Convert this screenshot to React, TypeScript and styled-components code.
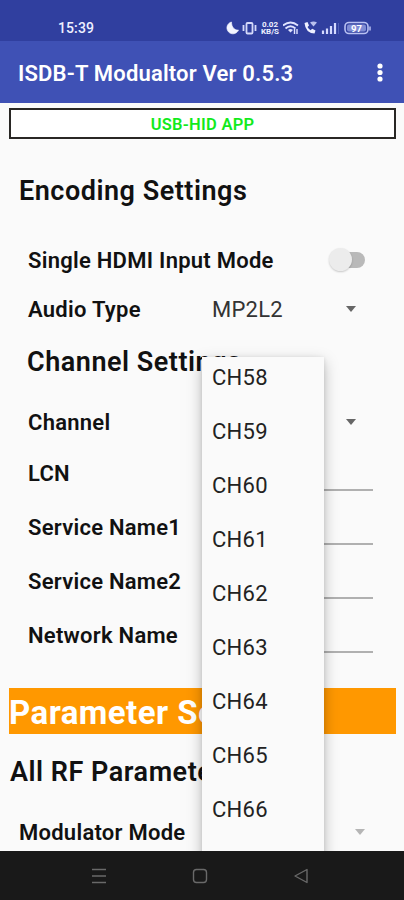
import React from "react";
import styled, { createGlobalStyle } from "styled-components";

const Global = createGlobalStyle`
  *, *::before, *::after { box-sizing: border-box; }
  html, body { margin: 0; padding: 0; }
  body { font-family: Roboto, "Liberation Sans", sans-serif; background: #fafafa; }
`;

const Screen = styled.div`
  position: relative;
  display: flex;
  flex-direction: column;
  width: 404px;
  height: 900px;
  overflow: hidden;
  background: #fafafa;
  color: #111;
`;

const StatusBar = styled.div`
  display: flex;
  align-items: center;
  justify-content: space-between;
  flex: none;
  height: 41px;
  padding: 14px 23px 0 58px;
  background: #303f9f;
  color: #eef0ff;
`;

const Clock = styled.span`
  font-size: 14px;
  font-weight: 500;
  letter-spacing: 0.1px;
`;

const StatusIcons = styled.div`
  display: flex;
  align-items: center;
  height: 20px;
`;

const Speed = styled.div`
  display: flex;
  flex-direction: column;
  width: 20px;
  margin: 0 3px 0 1px;
  font-size: 8px;
  font-weight: 700;
  line-height: 7px;
  text-align: center;
`;

const AppBar = styled.header`
  display: flex;
  align-items: center;
  justify-content: space-between;
  flex: none;
  height: 62px;
  padding: 2px 20px 0 18px;
  background: #3f51b5;
  color: #fff;
`;

const Title = styled.h1`
  margin: 0;
  font-size: 22px;
  font-weight: 600;
  letter-spacing: 0.18px;
  white-space: nowrap;
`;

const Content = styled.main`
  flex: 1;
  min-height: 0;
  overflow: hidden;
  padding: 5px 8px 0 9px;
`;

const Banner = styled.div`
  display: flex;
  align-items: center;
  justify-content: center;
  height: 31px;
  padding-top: 2px;
  border: 2px solid #292724;
  background: #fff;
  color: #12ea1c;
  font-size: 16.5px;
  font-weight: 600;
  letter-spacing: 0.25px;
`;

const Heading = styled.h2<{ $height: number; $indent: number }>`
  display: flex;
  align-items: center;
  height: ${(p) => p.$height}px;
  margin: 0;
  padding-left: ${(p) => p.$indent}px;
  font-size: 27px;
  font-weight: 600;
  letter-spacing: 0.52px;
  white-space: nowrap;
`;

const Group = styled.section<{ $top?: number; $bottom?: number }>`
  padding: ${(p) => p.$top ?? 0}px 0 ${(p) => p.$bottom ?? 0}px;
`;

const Row = styled.div<{ $height: number; $indent?: number; $end?: number }>`
  display: grid;
  grid-template-columns: ${(p) => 203 - (p.$indent ?? 19)}px 1fr auto;
  align-items: center;
  height: ${(p) => p.$height}px;
  padding: 0 ${(p) => p.$end ?? 40}px 0 ${(p) => p.$indent ?? 19}px;
`;

const Label = styled.label`
  font-size: 22px;
  font-weight: 600;
  letter-spacing: 0.26px;
  white-space: nowrap;
`;

const Value = styled.span`
  font-size: 22px;
  letter-spacing: 0.25px;
  color: #333;
`;

const Field = styled.div`
  grid-column: 2 / 4;
  align-self: end;
  height: 32px;
  margin-bottom: 9px;
  border-bottom: 2px solid #b0b0b0;
`;

const Caret = styled.i<{ $muted?: boolean }>`
  grid-column: 3;
  width: 0;
  height: 0;
  margin-top: -1px;
  border: 5.5px solid transparent;
  border-top: 6px solid ${(p) => (p.$muted ? "#b5b5b5" : "#666")};
  border-bottom: 0;
`;

const Switch = styled.div`
  grid-column: 3;
  display: flex;
  align-items: center;
  width: 33px;
  height: 16px;
  margin-top: -2px;
  border-radius: 8px;
  background: #b9b9b9;
`;

const Thumb = styled.span`
  flex: none;
  width: 23px;
  height: 23px;
  margin-left: -3px;
  border-radius: 50%;
  background: #ececec;
  box-shadow: 0 1px 2px rgba(0, 0, 0, 0.2);
`;

const OrangeBar = styled.h2`
  display: flex;
  align-items: center;
  height: 46px;
  margin: 0;
  padding-top: 3px;
  background: #ff9800;
  color: #fff;
  font-size: 33px;
  font-weight: 700;
  letter-spacing: 0.45px;
  white-space: nowrap;
`;

const Menu = styled.div`
  position: absolute;
  left: 202px;
  top: 357px;
  width: 122px;
  height: 520px;
  background: #fafafa;
  box-shadow: 0 5px 14px rgba(0, 0, 0, 0.26), 0 1px 4px rgba(0, 0, 0, 0.1);
`;

const MenuItem = styled.div`
  display: flex;
  align-items: center;
  height: 54px;
  padding-left: 10px;
  font-size: 22px;
  letter-spacing: 0.25px;
  color: #222;

  &:first-child { margin-top: -7px; }
`;

const NavBar = styled.nav`
  position: relative;
  z-index: 1;
  display: flex;
  justify-content: space-between;
  flex: none;
  height: 49px;
  padding: 16px 94px 0 90px;
  background: #191919;
`;

const CHANNELS = ["CH58", "CH59", "CH60", "CH61", "CH62", "CH63", "CH64", "CH65", "CH66"];

const StatusGlyphs = () => (
  <StatusIcons>
    <svg width="34" height="16" viewBox="0 0 34 16" fill="none">
      <path d="M6.500 2A6 6 0 1 0 13.500 10C10 10.500 6.500 7.500 6.500 2Z" fill="#f3f5ff" stroke="#f3f5ff" strokeWidth=".6" />
      <g stroke="#d5d9fa" strokeWidth="1.800">
        <rect x="21.500" y="3" width="6" height="10.500" rx="1" />
        <path d="M18.500 5v6M30.500 5v6" />
      </g>
    </svg>
    <Speed>
      <span>0.02</span>
      <span>KB/S</span>
    </Speed>
    <svg width="98" height="16" viewBox="0 0 98 16" fill="none">
      <g stroke="#dfe3ff" strokeWidth="1.800">
        <path d="M0 5.500Q7.500-.5 15 5.500M2.500 8.500Q7.500 4 12.500 8.500" />
        <path d="M5 10Q7.500 8 10 10L7.500 12.500Z" fill="#dfe3ff" stroke="none" />
        <path d="M11.500 9v5M14 9v5" strokeWidth="1.400" />
      </g>
      <path d="M21.500 3l3-1 1.500 3.500-1.500 1.500q1 2 3 3.200l1.800-1.400 3.200 1.800-1 3Q22.500 13 21.500 3Z" fill="#eef0ff" />
      <path d="M27 2.500q3.500-2 7 0l-3.500 4Z" fill="#b9c0ee" />
      <path d="M40 10.500v3.500M44 8.500v5.500M48 6v8M52 3v11" stroke="#d5daff" strokeWidth="2.200" />
      <path d="M55.500 3v11" stroke="#5160b8" />
      <rect x="62" y="2.500" width="23" height="11" rx="4" stroke="#b9c1f2" strokeWidth="1.600" />
      <rect x="64" y="4.500" width="19" height="7" rx="2" fill="#7f8cd4" />
      <path d="M87 6.500v4" stroke="#b9c1f2" strokeWidth="1.500" />
      <text x="73.500" y="11.500" fill="#fff" fontSize="9.500" fontWeight="700" textAnchor="middle">97</text>
    </svg>
  </StatusIcons>
);

export default function App() {
  return (
    <>
      <Global />
      <Screen>
        <StatusBar>
          <Clock>15:39</Clock>
          <StatusGlyphs />
        </StatusBar>
        <AppBar>
          <Title>ISDB-T Modualtor Ver 0.5.3</Title>
          <svg width="8" height="22" viewBox="0 0 8 22" fill="#fff">
            <circle cx="4" cy="4" r="2.600" />
            <circle cx="4" cy="10.500" r="2.600" />
            <circle cx="4" cy="17" r="2.600" />
          </svg>
        </AppBar>
        <Content>
          <Banner>USB-HID APP</Banner>
          <Heading $height={104} $indent={10}>Encoding Settings</Heading>
          <Group>
            <Row $height={35} $end={31}>
              <Label>Single HDMI Input Mode</Label>
              <Switch><Thumb /></Switch>
            </Row>
            <Row $height={62}>
              <Label>Audio Type</Label>
              <Value>MP2L2</Value>
              <Caret />
            </Row>
          </Group>
          <Heading $height={43} $indent={18}>Channel Settings</Heading>
          <Group $top={14} $bottom={26}>
            <Row $height={50}><Label>Channel</Label><Caret /></Row>
            <Row $height={53} $end={23}><Label>LCN</Label><Field /></Row>
            <Row $height={54} $end={23}><Label>Service Name1</Label><Field /></Row>
            <Row $height={54} $end={23}><Label>Service Name2</Label><Field /></Row>
            <Row $height={54} $end={23}><Label>Network Name</Label><Field /></Row>
          </Group>
          <OrangeBar>Parameter Settings</OrangeBar>
          <Heading $height={76} $indent={1}>All RF Parameters</Heading>
          <Row $height={44} $indent={10} $end={31}>
            <Label>Modulator Mode</Label>
            <Caret $muted />
          </Row>
        </Content>
        <Menu>
          {CHANNELS.map((name) => <MenuItem key={name}>{name}</MenuItem>)}
        </Menu>
        <NavBar>
          <svg width="18" height="18" viewBox="0 0 18 18" fill="none" stroke="#696969" strokeWidth="1.400">
            <path d="M2 2.500h14M2 9h14M2 15.500h14" />
          </svg>
          <svg width="18" height="18" viewBox="0 0 18 18" fill="none" stroke="#696969" strokeWidth="1.400">
            <rect x="2.500" y="2.500" width="13" height="13" rx="3" />
          </svg>
          <svg width="18" height="18" viewBox="0 0 18 18" fill="none" stroke="#696969" strokeWidth="1.400" strokeLinejoin="round">
            <path d="M15 2.500v13L3 9Z" />
          </svg>
        </NavBar>
      </Screen>
    </>
  );
}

====

Task brief ▸ Go through the material and copy out every line with "React" in it.

Task result ▸
Convert this screenshot to React, TypeScript and styled-components code.
import React from "react";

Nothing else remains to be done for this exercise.